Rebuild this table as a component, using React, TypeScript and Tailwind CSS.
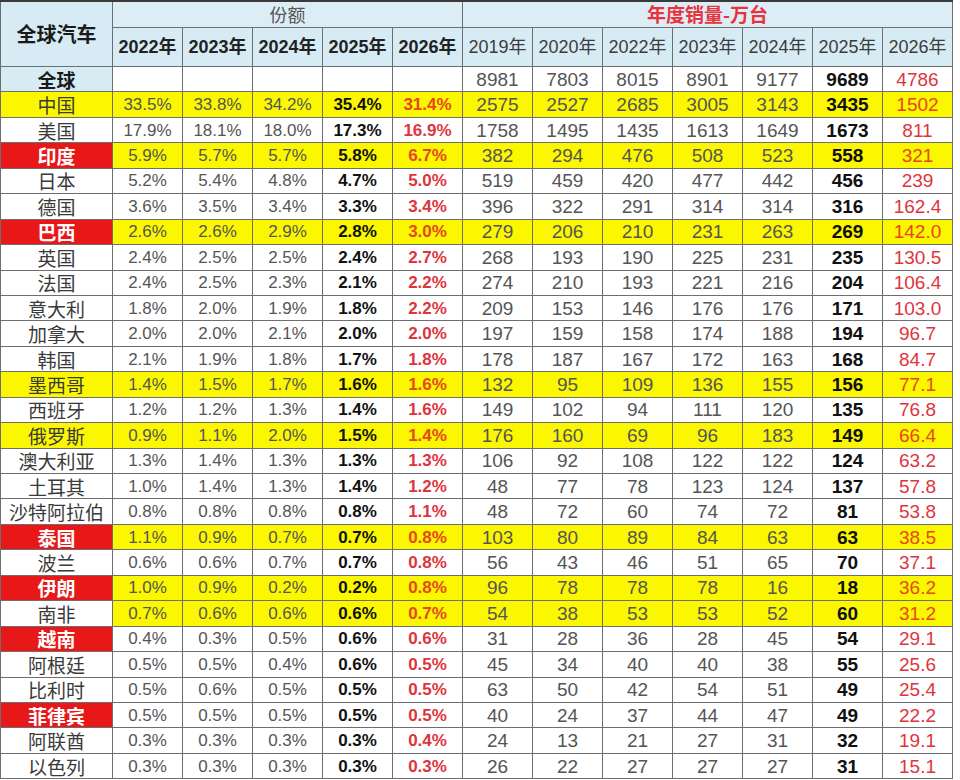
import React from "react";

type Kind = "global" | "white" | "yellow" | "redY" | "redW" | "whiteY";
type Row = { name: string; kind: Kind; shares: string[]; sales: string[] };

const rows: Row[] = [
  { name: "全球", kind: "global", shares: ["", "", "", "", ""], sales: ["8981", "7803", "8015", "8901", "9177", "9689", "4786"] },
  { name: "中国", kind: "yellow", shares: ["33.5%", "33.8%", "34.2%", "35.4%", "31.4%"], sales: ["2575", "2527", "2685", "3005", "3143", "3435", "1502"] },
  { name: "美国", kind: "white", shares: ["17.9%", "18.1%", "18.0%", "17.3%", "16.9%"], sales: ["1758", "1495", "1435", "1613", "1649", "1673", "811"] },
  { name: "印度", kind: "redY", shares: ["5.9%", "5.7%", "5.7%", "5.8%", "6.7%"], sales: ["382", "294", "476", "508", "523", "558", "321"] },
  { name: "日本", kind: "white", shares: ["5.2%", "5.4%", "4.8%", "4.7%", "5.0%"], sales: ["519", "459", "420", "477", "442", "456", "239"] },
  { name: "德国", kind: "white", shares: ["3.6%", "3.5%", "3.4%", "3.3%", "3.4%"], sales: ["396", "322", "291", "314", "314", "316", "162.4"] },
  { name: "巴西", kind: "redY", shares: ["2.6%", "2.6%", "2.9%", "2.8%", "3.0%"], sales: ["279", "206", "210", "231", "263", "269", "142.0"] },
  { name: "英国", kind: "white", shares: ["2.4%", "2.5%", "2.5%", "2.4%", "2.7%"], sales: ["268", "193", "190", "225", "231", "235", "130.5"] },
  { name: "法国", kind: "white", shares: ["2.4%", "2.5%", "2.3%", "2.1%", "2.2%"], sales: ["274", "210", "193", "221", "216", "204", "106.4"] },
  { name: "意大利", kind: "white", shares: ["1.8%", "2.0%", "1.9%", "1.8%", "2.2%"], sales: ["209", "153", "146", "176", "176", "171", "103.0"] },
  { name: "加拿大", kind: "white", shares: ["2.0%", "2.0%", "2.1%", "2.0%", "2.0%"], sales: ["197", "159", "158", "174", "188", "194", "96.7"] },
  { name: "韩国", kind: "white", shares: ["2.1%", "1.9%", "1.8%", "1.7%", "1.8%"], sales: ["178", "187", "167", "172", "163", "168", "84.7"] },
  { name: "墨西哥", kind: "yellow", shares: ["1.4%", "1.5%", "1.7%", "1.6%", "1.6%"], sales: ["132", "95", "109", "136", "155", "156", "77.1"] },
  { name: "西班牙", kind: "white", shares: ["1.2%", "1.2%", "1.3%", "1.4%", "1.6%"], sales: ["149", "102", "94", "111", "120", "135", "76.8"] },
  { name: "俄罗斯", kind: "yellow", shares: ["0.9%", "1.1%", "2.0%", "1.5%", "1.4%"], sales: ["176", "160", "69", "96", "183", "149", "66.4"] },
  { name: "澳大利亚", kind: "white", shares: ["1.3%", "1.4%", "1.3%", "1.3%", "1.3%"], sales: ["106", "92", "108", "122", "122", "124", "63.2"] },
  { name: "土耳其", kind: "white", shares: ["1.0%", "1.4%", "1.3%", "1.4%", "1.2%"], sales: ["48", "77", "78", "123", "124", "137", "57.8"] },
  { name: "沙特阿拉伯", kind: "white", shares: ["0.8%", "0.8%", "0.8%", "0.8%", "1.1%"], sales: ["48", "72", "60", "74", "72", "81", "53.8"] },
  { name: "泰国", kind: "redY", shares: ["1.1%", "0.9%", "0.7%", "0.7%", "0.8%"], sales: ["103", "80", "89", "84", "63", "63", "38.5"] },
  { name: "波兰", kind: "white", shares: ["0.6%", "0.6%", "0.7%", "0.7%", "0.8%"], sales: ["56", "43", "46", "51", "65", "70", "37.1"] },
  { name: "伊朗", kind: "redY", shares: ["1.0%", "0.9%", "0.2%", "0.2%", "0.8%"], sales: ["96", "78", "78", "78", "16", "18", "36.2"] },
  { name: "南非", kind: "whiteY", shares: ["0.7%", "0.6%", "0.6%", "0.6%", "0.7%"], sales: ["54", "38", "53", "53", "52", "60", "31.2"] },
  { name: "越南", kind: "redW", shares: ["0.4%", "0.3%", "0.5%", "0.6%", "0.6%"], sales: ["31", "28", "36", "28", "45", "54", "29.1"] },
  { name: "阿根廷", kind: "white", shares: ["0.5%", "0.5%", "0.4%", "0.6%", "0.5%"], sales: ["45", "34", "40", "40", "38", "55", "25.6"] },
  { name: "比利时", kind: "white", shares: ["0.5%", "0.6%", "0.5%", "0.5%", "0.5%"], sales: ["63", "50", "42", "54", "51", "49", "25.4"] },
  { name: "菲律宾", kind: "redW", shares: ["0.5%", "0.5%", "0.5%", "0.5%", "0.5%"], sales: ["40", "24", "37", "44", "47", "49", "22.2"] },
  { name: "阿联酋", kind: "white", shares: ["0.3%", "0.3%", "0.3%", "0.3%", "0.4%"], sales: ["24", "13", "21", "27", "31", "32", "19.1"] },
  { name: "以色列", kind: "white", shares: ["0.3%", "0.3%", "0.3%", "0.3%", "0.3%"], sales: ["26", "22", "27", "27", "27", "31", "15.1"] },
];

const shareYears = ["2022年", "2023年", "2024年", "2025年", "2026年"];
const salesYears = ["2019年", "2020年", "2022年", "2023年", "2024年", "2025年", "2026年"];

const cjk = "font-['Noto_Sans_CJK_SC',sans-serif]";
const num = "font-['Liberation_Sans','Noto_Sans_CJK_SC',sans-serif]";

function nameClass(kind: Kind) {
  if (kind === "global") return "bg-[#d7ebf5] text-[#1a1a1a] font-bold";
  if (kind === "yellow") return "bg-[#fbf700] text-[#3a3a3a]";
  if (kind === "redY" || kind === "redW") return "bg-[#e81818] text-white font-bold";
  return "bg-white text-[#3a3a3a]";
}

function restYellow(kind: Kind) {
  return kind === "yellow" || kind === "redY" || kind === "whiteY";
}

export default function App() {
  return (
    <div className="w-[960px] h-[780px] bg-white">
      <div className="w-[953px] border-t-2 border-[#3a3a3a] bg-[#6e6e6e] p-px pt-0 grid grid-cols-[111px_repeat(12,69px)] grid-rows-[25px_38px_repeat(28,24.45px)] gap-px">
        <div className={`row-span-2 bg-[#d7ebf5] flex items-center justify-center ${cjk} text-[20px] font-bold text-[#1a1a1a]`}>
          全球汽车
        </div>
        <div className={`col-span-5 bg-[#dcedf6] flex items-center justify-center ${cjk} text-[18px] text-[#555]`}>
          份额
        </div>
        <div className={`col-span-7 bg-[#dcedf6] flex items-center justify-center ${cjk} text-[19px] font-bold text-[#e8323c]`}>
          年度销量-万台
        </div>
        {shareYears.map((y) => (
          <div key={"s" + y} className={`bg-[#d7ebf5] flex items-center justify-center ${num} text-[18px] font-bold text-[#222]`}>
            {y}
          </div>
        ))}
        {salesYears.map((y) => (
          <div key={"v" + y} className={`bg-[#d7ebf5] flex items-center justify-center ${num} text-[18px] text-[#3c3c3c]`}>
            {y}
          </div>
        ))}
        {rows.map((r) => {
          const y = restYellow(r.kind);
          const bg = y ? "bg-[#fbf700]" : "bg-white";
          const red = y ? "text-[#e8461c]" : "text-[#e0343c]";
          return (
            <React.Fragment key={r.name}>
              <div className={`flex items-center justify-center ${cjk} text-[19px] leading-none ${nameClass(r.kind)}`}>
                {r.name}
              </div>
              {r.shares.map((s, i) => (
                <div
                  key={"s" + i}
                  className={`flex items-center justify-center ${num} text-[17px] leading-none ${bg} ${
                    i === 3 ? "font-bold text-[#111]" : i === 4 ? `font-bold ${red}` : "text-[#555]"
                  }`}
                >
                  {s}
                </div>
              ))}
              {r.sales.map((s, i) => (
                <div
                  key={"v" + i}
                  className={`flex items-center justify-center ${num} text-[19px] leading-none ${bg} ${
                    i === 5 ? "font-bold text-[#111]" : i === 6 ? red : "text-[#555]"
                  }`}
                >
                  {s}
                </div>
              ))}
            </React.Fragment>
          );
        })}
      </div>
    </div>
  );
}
┄┄┄┄┄┄
● Stated task
Isolate each line of the listing above that includes "React". Copy it.

● Full response
Rebuild this table as a component, using React, TypeScript and Tailwind CSS.
import React from "react";
            <React.Fragment key={r.name}>
            </React.Fragment>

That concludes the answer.